Data entries =>
• • • • •

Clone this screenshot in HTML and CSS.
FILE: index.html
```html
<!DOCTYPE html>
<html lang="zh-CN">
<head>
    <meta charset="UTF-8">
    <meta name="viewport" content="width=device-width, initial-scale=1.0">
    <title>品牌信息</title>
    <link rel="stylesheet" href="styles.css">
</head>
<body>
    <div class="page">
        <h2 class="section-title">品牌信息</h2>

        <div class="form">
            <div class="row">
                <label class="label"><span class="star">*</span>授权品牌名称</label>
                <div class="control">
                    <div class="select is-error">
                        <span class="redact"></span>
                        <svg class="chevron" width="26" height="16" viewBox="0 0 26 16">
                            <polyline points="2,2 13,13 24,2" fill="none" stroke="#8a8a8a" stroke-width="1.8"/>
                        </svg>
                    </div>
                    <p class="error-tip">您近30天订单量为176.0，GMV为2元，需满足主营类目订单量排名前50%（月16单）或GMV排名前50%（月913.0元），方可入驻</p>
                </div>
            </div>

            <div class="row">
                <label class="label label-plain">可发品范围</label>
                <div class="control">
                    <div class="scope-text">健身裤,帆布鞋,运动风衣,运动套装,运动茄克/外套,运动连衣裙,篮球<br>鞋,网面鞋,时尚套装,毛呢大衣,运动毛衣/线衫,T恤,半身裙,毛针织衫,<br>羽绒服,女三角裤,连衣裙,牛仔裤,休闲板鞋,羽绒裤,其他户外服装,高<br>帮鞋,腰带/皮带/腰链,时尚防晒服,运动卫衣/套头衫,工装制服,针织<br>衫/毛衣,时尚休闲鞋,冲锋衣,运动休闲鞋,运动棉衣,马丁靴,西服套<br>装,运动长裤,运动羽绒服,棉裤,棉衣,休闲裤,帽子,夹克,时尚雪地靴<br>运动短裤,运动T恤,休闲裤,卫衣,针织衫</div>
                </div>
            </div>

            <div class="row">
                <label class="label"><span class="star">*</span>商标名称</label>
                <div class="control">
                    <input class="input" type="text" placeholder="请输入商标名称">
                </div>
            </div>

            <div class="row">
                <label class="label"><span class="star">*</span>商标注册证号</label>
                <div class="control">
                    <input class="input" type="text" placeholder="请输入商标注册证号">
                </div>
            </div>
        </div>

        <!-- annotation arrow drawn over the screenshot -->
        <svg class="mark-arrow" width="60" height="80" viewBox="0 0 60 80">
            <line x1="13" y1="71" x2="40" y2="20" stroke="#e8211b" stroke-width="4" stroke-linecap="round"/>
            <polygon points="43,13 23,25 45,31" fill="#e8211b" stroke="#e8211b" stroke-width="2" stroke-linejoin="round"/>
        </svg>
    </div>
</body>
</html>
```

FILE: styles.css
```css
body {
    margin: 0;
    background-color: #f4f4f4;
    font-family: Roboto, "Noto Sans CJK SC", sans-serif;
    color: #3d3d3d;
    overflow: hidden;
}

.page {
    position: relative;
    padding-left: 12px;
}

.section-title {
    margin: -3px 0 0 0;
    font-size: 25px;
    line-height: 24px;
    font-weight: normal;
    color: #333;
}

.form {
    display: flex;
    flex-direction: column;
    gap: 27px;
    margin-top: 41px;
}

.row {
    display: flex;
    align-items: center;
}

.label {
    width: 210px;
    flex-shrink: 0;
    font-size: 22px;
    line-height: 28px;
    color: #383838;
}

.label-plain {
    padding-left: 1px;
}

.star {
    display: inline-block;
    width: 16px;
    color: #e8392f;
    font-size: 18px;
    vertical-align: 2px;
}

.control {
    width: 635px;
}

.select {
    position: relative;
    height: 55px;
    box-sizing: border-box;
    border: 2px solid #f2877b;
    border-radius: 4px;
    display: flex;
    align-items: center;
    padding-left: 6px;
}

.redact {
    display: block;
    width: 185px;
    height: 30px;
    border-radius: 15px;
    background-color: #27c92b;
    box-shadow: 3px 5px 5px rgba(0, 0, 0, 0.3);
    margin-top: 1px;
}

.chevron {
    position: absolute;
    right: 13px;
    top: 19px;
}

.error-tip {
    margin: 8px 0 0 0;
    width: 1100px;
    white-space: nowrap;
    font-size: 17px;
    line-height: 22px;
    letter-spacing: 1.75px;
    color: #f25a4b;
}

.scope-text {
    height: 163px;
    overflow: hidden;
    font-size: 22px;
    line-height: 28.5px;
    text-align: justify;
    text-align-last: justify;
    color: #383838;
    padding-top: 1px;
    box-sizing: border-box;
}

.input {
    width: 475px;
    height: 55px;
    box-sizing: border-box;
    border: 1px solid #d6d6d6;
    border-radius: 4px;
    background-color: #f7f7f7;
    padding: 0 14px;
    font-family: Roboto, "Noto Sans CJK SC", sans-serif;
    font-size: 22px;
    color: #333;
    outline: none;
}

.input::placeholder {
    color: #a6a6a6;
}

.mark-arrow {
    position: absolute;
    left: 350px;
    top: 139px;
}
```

• • • • •

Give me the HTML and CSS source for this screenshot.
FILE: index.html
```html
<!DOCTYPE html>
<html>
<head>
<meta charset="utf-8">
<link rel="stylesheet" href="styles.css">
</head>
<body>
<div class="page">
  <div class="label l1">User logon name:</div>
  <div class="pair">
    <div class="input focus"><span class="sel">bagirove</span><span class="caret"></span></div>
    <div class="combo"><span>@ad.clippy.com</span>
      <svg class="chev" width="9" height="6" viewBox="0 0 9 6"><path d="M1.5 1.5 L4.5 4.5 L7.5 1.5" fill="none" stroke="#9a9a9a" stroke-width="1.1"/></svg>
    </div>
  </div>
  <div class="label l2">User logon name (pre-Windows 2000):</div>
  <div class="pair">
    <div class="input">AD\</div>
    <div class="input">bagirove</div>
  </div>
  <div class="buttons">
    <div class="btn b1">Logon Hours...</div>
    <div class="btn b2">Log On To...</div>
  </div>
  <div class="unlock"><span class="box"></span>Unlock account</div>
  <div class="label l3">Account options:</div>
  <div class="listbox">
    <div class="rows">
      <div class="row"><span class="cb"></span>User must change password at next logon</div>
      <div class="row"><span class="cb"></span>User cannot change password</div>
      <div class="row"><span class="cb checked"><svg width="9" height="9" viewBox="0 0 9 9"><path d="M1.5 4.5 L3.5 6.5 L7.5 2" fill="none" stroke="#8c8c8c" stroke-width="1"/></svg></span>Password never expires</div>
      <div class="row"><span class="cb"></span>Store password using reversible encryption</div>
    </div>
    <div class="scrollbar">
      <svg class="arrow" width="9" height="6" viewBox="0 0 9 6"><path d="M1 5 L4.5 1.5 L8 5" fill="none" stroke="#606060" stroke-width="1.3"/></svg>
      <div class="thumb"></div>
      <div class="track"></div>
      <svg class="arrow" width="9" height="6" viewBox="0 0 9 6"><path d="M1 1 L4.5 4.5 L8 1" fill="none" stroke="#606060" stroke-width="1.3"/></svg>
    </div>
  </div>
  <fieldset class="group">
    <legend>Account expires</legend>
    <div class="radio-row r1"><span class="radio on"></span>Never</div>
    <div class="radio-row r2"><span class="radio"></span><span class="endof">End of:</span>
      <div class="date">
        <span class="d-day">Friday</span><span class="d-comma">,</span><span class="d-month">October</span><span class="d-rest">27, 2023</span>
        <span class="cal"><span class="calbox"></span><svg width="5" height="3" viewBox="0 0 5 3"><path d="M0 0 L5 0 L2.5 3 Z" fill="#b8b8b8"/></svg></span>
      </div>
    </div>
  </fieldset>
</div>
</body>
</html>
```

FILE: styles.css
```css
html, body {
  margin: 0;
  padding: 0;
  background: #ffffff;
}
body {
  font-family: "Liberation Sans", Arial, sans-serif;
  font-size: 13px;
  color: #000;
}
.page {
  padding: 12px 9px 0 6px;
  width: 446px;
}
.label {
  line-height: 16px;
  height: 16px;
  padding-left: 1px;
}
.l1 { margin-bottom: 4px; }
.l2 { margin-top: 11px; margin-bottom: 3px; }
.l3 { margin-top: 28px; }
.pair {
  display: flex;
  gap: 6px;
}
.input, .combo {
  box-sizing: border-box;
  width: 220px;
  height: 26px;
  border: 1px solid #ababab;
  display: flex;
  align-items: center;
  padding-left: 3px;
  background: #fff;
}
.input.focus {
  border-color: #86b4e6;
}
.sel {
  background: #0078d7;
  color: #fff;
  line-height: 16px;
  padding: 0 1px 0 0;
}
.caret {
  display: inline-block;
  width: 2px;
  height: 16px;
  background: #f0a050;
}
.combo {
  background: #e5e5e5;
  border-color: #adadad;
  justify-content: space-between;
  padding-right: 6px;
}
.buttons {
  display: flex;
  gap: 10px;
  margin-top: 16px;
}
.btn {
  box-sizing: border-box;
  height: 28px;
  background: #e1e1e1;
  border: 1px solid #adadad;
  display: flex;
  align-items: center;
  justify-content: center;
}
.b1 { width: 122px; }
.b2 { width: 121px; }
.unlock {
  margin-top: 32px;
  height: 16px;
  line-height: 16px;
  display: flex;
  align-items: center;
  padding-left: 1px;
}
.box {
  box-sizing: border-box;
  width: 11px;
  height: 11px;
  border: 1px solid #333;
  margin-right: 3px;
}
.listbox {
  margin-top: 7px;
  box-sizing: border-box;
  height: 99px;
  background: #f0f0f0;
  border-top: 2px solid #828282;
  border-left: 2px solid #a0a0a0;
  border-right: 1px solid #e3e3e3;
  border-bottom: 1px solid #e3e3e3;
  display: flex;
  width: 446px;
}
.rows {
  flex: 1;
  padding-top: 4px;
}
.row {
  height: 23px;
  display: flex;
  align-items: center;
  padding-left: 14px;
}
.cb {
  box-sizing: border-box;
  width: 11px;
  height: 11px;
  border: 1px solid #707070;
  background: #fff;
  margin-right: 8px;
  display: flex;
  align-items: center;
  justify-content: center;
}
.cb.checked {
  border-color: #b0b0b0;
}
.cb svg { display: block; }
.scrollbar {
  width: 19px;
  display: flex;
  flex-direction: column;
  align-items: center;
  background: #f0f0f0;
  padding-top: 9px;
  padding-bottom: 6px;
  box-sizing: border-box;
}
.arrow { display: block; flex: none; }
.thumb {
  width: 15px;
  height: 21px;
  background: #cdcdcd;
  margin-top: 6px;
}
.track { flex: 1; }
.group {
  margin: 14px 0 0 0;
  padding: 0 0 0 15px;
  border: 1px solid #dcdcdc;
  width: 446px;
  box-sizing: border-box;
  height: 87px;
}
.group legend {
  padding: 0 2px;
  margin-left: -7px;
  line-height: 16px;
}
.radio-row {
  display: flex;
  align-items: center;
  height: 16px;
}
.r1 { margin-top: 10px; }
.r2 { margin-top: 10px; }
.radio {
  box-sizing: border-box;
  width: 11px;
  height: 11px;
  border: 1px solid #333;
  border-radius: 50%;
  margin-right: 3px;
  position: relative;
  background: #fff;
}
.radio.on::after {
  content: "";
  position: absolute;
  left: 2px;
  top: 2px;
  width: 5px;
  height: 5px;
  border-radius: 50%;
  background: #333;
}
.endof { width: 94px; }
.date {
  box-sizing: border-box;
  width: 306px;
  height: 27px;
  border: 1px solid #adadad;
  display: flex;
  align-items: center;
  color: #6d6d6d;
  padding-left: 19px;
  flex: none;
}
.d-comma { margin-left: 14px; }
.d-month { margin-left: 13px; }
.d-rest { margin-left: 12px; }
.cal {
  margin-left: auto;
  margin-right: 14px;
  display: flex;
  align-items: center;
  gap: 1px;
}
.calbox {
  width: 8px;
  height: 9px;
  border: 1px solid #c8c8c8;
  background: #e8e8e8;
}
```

• • • • •

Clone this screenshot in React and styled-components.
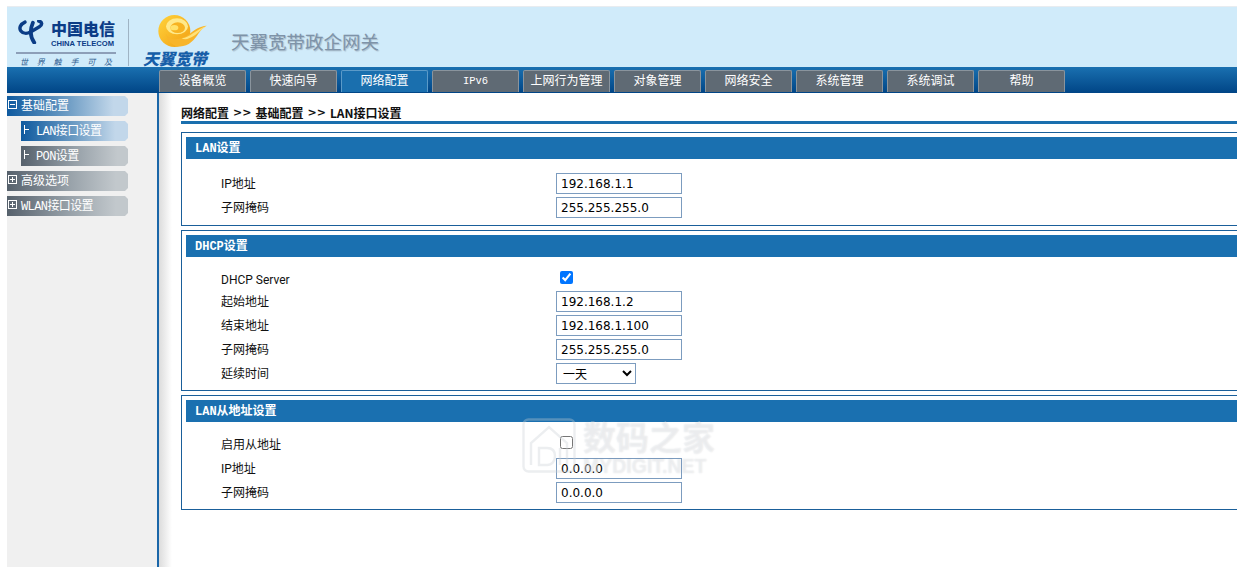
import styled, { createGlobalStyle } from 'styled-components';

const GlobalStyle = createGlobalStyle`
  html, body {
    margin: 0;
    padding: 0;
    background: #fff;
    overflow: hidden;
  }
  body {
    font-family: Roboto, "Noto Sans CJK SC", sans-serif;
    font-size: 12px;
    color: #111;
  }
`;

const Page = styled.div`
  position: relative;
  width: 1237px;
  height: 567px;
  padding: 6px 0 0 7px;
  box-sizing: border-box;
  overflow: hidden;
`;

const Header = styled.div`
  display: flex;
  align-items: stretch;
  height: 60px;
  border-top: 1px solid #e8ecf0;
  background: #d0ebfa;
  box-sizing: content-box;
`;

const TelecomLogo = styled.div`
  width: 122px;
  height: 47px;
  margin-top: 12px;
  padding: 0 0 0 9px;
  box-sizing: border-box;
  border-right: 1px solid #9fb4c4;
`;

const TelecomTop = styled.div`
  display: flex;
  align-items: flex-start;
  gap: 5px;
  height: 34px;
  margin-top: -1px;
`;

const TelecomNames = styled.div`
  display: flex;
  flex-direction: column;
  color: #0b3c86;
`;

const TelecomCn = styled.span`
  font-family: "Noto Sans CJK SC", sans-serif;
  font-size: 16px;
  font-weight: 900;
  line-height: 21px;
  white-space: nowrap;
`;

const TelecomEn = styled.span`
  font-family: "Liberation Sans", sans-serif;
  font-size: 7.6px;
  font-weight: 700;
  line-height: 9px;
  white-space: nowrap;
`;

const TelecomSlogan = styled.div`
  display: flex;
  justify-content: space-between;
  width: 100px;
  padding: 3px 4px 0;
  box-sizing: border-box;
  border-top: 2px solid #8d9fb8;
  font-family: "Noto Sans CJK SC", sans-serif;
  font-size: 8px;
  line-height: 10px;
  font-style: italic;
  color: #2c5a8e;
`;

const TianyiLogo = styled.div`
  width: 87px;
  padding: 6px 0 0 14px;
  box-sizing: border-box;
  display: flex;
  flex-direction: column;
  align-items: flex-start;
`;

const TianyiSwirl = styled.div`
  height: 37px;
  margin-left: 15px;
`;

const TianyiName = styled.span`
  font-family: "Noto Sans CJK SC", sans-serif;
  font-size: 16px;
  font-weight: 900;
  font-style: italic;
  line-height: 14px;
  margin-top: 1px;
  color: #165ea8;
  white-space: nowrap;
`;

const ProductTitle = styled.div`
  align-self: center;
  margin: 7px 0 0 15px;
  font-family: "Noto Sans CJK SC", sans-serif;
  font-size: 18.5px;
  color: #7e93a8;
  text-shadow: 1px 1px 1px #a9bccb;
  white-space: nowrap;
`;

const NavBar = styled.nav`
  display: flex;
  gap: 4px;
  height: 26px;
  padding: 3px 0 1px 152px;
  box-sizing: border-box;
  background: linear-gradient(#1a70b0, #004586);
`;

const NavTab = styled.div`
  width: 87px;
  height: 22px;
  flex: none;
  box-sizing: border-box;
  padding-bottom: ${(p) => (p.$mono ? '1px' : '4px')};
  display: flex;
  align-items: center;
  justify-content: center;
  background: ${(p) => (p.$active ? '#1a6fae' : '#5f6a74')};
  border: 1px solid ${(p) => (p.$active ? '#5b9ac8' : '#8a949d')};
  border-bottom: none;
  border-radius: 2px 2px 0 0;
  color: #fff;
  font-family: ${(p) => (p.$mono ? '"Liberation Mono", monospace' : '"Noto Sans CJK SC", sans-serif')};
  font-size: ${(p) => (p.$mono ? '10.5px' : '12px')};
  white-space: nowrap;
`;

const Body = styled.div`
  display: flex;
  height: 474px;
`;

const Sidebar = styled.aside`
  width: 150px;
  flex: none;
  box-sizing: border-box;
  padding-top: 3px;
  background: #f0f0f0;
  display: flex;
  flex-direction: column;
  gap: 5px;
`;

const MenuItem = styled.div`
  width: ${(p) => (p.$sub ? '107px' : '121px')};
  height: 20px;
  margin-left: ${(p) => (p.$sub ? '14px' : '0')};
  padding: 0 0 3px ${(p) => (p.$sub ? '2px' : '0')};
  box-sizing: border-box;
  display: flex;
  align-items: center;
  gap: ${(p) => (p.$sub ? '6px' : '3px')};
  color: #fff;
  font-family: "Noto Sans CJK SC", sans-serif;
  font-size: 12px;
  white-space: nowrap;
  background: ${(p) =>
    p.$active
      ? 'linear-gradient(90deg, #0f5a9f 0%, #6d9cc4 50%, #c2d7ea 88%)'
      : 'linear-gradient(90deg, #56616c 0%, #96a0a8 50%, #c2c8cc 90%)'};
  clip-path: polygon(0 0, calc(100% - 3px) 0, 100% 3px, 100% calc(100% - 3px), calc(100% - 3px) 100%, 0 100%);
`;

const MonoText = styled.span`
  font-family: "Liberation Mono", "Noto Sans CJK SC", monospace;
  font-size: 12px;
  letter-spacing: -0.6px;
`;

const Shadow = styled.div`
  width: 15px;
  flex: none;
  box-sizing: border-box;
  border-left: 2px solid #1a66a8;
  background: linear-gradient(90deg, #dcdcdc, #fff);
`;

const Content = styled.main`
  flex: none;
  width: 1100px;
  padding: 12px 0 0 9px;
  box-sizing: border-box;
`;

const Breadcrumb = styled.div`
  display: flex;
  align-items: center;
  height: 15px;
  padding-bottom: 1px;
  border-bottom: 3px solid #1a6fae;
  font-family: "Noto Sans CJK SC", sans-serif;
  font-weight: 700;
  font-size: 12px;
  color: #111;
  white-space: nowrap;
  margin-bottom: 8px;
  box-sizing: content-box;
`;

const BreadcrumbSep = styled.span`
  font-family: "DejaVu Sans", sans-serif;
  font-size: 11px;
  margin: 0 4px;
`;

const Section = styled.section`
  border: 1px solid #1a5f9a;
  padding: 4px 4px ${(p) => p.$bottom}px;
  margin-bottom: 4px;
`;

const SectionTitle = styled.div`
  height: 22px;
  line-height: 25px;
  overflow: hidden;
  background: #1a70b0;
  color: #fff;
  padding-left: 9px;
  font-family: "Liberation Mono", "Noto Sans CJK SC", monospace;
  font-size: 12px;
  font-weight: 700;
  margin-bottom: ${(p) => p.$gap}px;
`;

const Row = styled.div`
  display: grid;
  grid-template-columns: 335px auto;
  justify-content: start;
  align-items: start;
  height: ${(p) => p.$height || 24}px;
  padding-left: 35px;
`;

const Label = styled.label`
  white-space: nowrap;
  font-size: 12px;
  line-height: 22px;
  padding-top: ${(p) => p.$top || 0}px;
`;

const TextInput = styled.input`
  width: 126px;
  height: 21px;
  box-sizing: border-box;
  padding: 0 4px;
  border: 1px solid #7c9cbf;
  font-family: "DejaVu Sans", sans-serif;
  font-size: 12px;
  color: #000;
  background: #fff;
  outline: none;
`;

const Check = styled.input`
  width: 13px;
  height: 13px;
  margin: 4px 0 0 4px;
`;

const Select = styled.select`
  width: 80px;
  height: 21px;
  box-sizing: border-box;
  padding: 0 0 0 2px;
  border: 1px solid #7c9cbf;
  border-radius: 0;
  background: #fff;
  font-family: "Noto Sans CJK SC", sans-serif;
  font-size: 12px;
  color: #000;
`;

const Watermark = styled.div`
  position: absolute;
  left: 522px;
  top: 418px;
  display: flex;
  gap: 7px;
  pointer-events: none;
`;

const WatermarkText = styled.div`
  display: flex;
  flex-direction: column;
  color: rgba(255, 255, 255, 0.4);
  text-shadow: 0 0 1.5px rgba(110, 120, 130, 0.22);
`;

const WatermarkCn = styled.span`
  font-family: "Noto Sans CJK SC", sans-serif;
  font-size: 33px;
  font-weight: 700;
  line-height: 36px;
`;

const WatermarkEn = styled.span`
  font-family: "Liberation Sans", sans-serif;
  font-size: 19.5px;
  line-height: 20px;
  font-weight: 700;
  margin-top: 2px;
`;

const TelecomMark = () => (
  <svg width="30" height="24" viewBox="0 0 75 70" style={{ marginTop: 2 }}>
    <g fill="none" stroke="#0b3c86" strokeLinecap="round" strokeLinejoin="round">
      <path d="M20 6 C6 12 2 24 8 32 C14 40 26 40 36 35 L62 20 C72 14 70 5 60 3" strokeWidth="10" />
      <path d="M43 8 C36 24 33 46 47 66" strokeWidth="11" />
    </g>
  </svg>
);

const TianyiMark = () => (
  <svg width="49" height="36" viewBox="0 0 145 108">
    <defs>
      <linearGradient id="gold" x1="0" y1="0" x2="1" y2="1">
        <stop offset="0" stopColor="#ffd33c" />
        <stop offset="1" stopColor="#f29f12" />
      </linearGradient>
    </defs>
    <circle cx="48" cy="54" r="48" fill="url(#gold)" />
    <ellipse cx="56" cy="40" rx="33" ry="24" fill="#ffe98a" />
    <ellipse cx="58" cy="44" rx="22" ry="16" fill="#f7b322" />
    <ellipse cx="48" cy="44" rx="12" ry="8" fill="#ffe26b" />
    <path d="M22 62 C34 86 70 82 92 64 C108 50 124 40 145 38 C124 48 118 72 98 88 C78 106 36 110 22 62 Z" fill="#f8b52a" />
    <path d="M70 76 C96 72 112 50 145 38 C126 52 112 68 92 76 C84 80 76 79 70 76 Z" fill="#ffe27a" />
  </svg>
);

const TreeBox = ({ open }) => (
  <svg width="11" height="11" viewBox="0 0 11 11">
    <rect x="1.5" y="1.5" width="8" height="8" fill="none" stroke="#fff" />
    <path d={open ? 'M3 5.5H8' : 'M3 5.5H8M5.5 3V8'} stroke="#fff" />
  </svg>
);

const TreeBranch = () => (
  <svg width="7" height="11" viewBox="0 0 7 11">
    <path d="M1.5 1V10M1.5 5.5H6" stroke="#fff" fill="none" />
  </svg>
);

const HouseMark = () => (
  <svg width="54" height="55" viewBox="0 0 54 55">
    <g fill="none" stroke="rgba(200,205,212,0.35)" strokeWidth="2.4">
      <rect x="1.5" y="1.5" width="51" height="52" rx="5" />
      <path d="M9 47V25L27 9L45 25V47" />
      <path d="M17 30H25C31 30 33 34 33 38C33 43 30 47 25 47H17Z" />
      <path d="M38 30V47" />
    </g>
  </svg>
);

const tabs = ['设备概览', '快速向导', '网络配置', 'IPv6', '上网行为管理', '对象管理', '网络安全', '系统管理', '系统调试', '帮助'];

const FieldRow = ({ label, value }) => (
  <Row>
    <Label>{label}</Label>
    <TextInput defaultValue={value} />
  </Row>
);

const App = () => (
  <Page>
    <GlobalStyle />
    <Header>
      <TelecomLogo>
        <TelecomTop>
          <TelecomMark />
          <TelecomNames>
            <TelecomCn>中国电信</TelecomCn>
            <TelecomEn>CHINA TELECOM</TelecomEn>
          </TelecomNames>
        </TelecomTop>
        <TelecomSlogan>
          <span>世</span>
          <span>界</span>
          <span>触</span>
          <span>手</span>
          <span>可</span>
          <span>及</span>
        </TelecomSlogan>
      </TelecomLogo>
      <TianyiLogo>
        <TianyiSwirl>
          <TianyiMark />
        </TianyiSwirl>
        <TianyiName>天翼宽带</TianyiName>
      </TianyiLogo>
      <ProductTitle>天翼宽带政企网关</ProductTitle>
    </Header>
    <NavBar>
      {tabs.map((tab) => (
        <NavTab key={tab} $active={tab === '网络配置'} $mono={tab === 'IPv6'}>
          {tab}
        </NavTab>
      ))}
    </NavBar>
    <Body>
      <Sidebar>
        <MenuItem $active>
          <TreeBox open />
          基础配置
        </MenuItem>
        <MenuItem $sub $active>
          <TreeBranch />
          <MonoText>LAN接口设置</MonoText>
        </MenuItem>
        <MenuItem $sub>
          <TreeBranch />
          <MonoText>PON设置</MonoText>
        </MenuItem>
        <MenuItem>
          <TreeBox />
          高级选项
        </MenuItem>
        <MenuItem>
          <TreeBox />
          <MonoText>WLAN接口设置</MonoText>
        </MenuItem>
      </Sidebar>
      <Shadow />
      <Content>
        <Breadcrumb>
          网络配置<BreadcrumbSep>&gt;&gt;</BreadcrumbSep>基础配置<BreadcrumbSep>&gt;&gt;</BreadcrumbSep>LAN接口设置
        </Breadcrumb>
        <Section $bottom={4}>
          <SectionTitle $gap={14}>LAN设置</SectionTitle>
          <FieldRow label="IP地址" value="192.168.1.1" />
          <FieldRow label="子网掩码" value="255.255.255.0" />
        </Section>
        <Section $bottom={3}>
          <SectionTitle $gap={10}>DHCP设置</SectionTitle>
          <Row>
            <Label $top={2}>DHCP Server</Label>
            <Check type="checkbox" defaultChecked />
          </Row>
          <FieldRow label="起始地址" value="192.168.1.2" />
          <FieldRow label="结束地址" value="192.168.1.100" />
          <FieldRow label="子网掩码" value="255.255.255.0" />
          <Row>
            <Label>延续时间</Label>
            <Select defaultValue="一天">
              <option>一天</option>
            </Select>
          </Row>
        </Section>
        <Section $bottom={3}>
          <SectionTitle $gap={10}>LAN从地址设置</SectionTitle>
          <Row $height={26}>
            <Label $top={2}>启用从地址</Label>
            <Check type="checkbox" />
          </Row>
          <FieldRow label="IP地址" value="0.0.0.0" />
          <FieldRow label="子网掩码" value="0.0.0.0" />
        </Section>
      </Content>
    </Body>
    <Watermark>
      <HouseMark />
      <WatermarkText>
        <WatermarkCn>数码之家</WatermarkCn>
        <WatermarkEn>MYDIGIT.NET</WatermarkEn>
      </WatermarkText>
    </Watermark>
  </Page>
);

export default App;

• • • • •

Requirement =>
Pick out every line with the string "components" and copy it.

Output below =>
Clone this screenshot in React and styled-components.
import styled, { createGlobalStyle } from 'styled-components';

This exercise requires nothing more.